We're in the end game now.
"This brings us to our second relatively uninteresting question, which is what to do about the alt-right [and, by extension, the right in general]. In this case the answer is even easier and more obvious than the first: you smash their bases of power, with violent resistance if necessary. If you want a more general solution that also takes care of the factors that led to a bunch of idiot racists being emboldened in the first place you drag all the billionaires out of their houses and put their heads on spikes.
"But the ease of answer reveals the deeper problem with 'what's to be done' as an angle on the alt-right. We all know what's to be done. Nazis have been the go-to example for people arguing why sometimes violent resistance is necessary for decades. But in the absence of a credible resistance that consists of more than hashtags and an inexplicable propensity to take Louise Mensch seriously the knowledge of what we should do is fairly useless. We're not doing it, and I am to say the least skeptical that screaming 'for fuck's sake, just bash the fucking nazis' skulls in already' for the enxt 350 pages would magically kickstart a mass uprising.

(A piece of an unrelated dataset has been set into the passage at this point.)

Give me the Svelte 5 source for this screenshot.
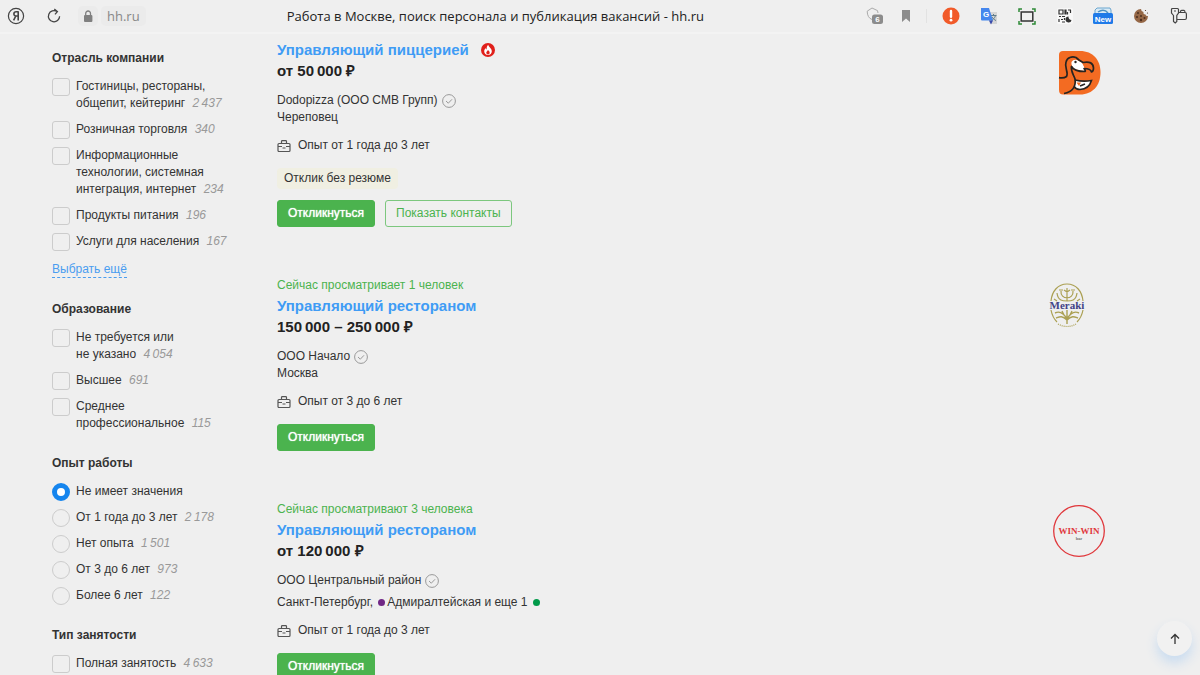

"Instead this book asks a different question: if winning is off the table, what should we do instead? Because the grim reality is that things look really fucking bad. Ecological disaster is looming, the geopolitical order is paralyzed, and we're not putting nearly enough billionaire heads on spikes to plausibly change it. What, then, is left?
"This is not a question with straightforward answers. Straightforwardness is for victors who get statues and ballads. The defeated operate from shadows and hidden places, and the legacies they leave are cryptic and secret. This book behaves accordingly, and there are limits to what I am willing or indeed able to explain."
-- Dr. Elizabeth Sandifer, introduction to her collection Neoreaction a Basilisk: essays on and around the alt-right (Ithaca: Eruditorum Press, 2017)
Speaking of "bringing up a little nugget," golden, fiducial, true weight.
She writes what I'm thinking...to the limits of the excerpt above.
So listening to things sometimes you shouldn't can be forgiven.
Getting the time you wasted returned, is not refundable.